Ahoy!
THE Dartmouth-Navy relationship, of nearly three years' standing, happily will be continued under the new NROTC program which replaces the present V-12 program in November. Most significant of all from the College's point of view is the fact that this new alliance will have some degree of permanence, carrying over into the postwar period and giving the College an active role in the training of reserve officers for the huge fleet which this country proposes to maintain. Hanover rather unanimously hoped for the privilege of participating in the Navy's enlarged training program, and the May 1 announcement that Dartmouth had been selected for one of the 25 new NROTC units produced local pleasure of equal unanimity.
One sometimes wonders just where landlocked Hanover got all the nautical spirit it has brought to the fore since the Naval Indoctrination School first arrived three years ago. In the lead article in this issue of the MAGAZINE the Connecticut River comes in for an orchid or two, historically speaking, but not even John Ledyard, the old steamboats, or the serpentine Connecticut itself can provide enough of a watery tradition to account for the World War II emergence of Dartmouth as a sea power. There's the old Dartmouth naval tradition in England, but for us that has steadily lost its meaning since the Revolution. The answer must lie somewhere else and when some discerning soul brings it to light we have a hunch that it will not be uncomplimentary to the United States Navy.
Times Change
MUCH has been written comparing oldtime conditions in our colleges with those of modern times—not always in commendation of the new. President Hopkins, however, in meeting with the alumni during the past year has occasionally stated the unqualified conviction of himself and of the Trustees that never under any circumstances at any time has Dartmouth been blessed with a faculty membership more willing, more able, or more adaptable to the needs of changing conditions than it has been in recent years. In this connection, for comparison, he has read an amusing transcript of a Trustee vote passed at the annual meeting of the Board in 1842:
Resolution offered by Mr. Marsh:
RESOLVED, that the Board of Trustees regard the members of the Faculty of the Institution as salary officers, and that the Board to some extent have a claim on their time and exertions for the benefit of the Institution, even out of their particular department, when called for by any occasional and special exigency, to administer instruction to others than the particular classes assigned to each, and the Trustees would affectionately entreat the respective members of the Faculty to unite as a band of brothers, especially in this time of unprecedented pecuniary distress, and divide the burden of such labbrs among them without expectation of further compensation.
Doing Nicely
IT is a lean day around the administrative offices when a questionnaire or an inquiry of some sort does not come in about the veterans who have returned to college. Ex-servicemen on the Dartmouth campus can hardly be said to be conspicuous just at present, but in rounding up some statistics for one of the aforementioned questionnaires from a New York paper we learned that there are 14 returned veterans enrolled this term, with the prospect of a rapidly increasing number from this time on. Three of these Dartmouth students are married and the average age of the whole group is 23 years 4 months, the youngest being 19 and the oldest 38. Eleven of the 14 veterans are resuming interrupted studies, while the remaining three are just beginning their college courses. Ten men in the group are attending college under the provisions of the G. I. Bill and four are here under the Vocational Rehabilitation program.

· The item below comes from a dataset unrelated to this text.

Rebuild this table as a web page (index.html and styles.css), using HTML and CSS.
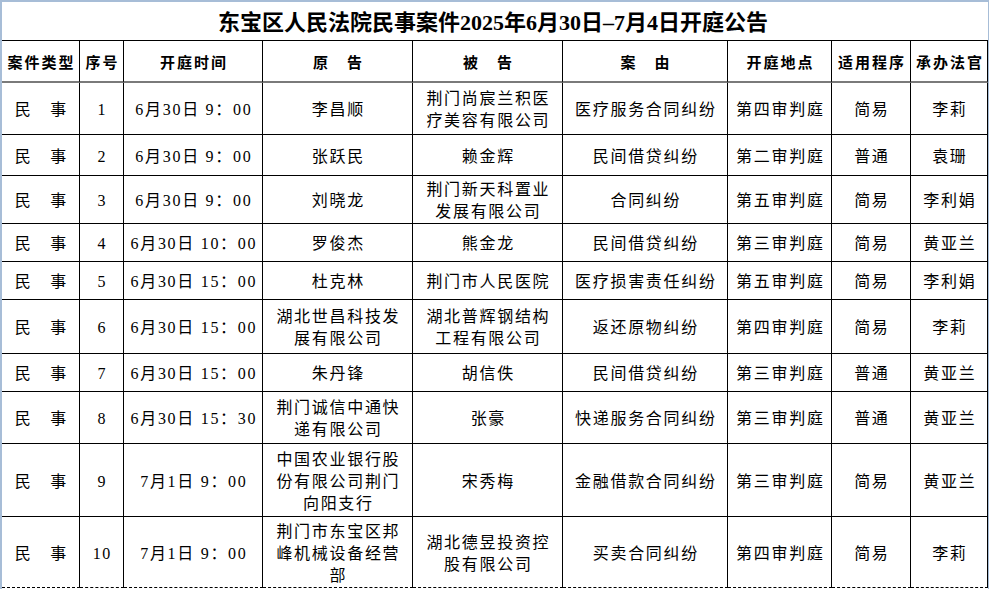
FILE: index.html
```html
<!DOCTYPE html>
<html lang="zh-CN">
<head>
<meta charset="utf-8">
<title>东宝区人民法院开庭公告</title>
<link rel="stylesheet" href="styles.css">
</head>
<body>
<div class="sheet">
  <h1 class="title">东宝区人民法院民事案件2025年6月30日–7月4日开庭公告</h1>
  <table class="grid">
    <colgroup>
      <col class="c-type"><col class="c-no"><col class="c-time"><col class="c-plt"><col class="c-def"><col class="c-reason"><col class="c-room"><col class="c-proc"><col class="c-judge">
    </colgroup>
    <thead>
      <tr class="h42">
        <th>案件类型</th><th>序号</th><th>开庭时间</th><th>原　告</th><th>被　告</th><th>案　由</th><th>开庭地点</th><th>适用程序</th><th>承办法官</th>
      </tr>
    </thead>
    <tbody>
      <tr class="h52"><td>民　事</td><td>1</td><td>6月30日 9：00</td><td>李昌顺</td><td>荆门尚宸兰积医疗美容有限公司</td><td>医疗服务合同纠纷</td><td>第四审判庭</td><td>简易</td><td>李莉</td></tr>
      <tr class="h41"><td>民　事</td><td>2</td><td>6月30日 9：00</td><td>张跃民</td><td>赖金辉</td><td>民间借贷纠纷</td><td>第二审判庭</td><td>普通</td><td>袁珊</td></tr>
      <tr class="h48"><td>民　事</td><td>3</td><td>6月30日 9：00</td><td>刘晓龙</td><td>荆门新天科置业发展有限公司</td><td>合同纠纷</td><td>第五审判庭</td><td>简易</td><td>李利娟</td></tr>
      <tr class="h38"><td>民　事</td><td>4</td><td>6月30日 10：00</td><td>罗俊杰</td><td>熊金龙</td><td>民间借贷纠纷</td><td>第三审判庭</td><td>简易</td><td>黄亚兰</td></tr>
      <tr class="h38"><td>民　事</td><td>5</td><td>6月30日 15：00</td><td>杜克林</td><td>荆门市人民医院</td><td>医疗损害责任纠纷</td><td>第五审判庭</td><td>简易</td><td>李利娟</td></tr>
      <tr class="h54"><td>民　事</td><td>6</td><td>6月30日 15：00</td><td>湖北世昌科技发展有限公司</td><td>湖北普辉钢结构工程有限公司</td><td>返还原物纠纷</td><td>第四审判庭</td><td>简易</td><td>李莉</td></tr>
      <tr class="h38"><td>民　事</td><td>7</td><td>6月30日 15：00</td><td>朱丹锋</td><td>胡信佚</td><td>民间借贷纠纷</td><td>第三审判庭</td><td>普通</td><td>黄亚兰</td></tr>
      <tr class="h52"><td>民　事</td><td>8</td><td>6月30日 15：30</td><td>荆门诚信中通快递有限公司</td><td>张豪</td><td>快递服务合同纠纷</td><td>第三审判庭</td><td>普通</td><td>黄亚兰</td></tr>
      <tr class="h73"><td>民　事</td><td>9</td><td>7月1日 9：00</td><td>中国农业银行股份有限公司荆门向阳支行</td><td>宋秀梅</td><td>金融借款合同纠纷</td><td>第三审判庭</td><td>简易</td><td>黄亚兰</td></tr>
      <tr class="h71 last"><td>民　事</td><td>10</td><td>7月1日 9：00</td><td>荆门市东宝区邦峰机械设备经营部</td><td>湖北德昱投资控股有限公司</td><td>买卖合同纠纷</td><td>第四审判庭</td><td>简易</td><td>李莉</td></tr>
    </tbody>
  </table>
</div>
</body>
</html>
```

FILE: styles.css
```css
* { box-sizing: border-box; }
html, body { margin: 0; padding: 0; background: #fff; }
body {
  font-family: "Liberation Serif", "Noto Sans CJK SC", serif;
  color: #000;
}
.sheet {
  width: 989px;
  height: 589px;
  overflow: hidden;
  border-top: 2px solid #a7bdd7;
  border-left: 2px solid #a7bdd7;
  border-right: 1px solid #a7bdd7;
}
.title {
  margin: 0;
  height: 38px;
  display: flex;
  align-items: center;
  justify-content: center;
  font-size: 22px;
  font-weight: bold;
  padding: 0 4px 2px 0;
}
.grid {
  width: 986px;
  table-layout: fixed;
  border-collapse: separate;
  border-spacing: 0;
  border-top: 1px solid #000;
}
.c-type { width: 78px; }
.c-no { width: 44px; }
.c-time { width: 139px; }
.c-plt { width: 150px; }
.c-def { width: 150px; }
.c-reason { width: 165px; }
.c-room { width: 104px; }
.c-proc { width: 79px; }
.c-judge { width: 77px; }

.grid th, .grid td {
  border-right: 1px solid #000;
  border-bottom: 1px solid #000;
  padding: 3px 4px 0 5.7px;
  text-align: center;
  vertical-align: middle;
  font-size: 16px;
  letter-spacing: 1.7px;
  line-height: 22px;
  font-weight: normal;
  overflow: hidden;
}
.grid th {
  font-size: 15px;
  font-weight: bold;
  letter-spacing: 2px;
  padding: 3px 0 0 2px;
  border-bottom: 2px solid #7a7a7a;
}
.h42 { height: 42px; }
.h52 { height: 52px; }
.h41 { height: 41px; }
.h48 { height: 48px; }
.h38 { height: 38px; }
.h54 { height: 54px; }
.h73 { height: 73px; }
.h71 { height: 71px; }
.grid .last td { border-bottom: 1px dashed #000; }
```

These were facts which could be produced without too much difficulty, but the questionnaires never stop there; they also want to know what G. I. Joe is thinking and how he is acting on the campus. The consensus at Dartmouth, at any rate, is that his grades are as good as, or better than, those of other students; that he is more mature and seeks advice more freely, having outlived the old fear of being called an apple-polisher; that he drops his veteran's attitude at once or at least during the first term; that he talks quite naturally of his war experiences; and that he is looked up to by the rest of the students on campus, if they happen to know he is a veteran. Any chance he ever had to introduce Service slang to the Dartmouth campus has long since been lost to the Old Salts from the fleet or the Leathernecks from the Pacific isles, who have unconsciously brought many a blush to the faces of Hanover's fair sex.
The state of affairs with regard to the returned veterans will probably change considerably as the number of such students grows, but for the time being the very inconspicuousness of ex-servicemen at Dartmouth is a good sign. Those who keep their ears to the G. I. ground have come full circle to the conclusion that what discharged veterans want most of all is to be treated just the way they always were, and Dartmouth men especially have been emphatic about what they hope to come back to.
Footnote
HAVING made so much of the early spring in last month's opening installment of The Hanover Scene, we feel honor bound to report that there was a 6-inch blizzard on May 10. We predicted that it would snow like hell next April—and were only eleven months out of the way.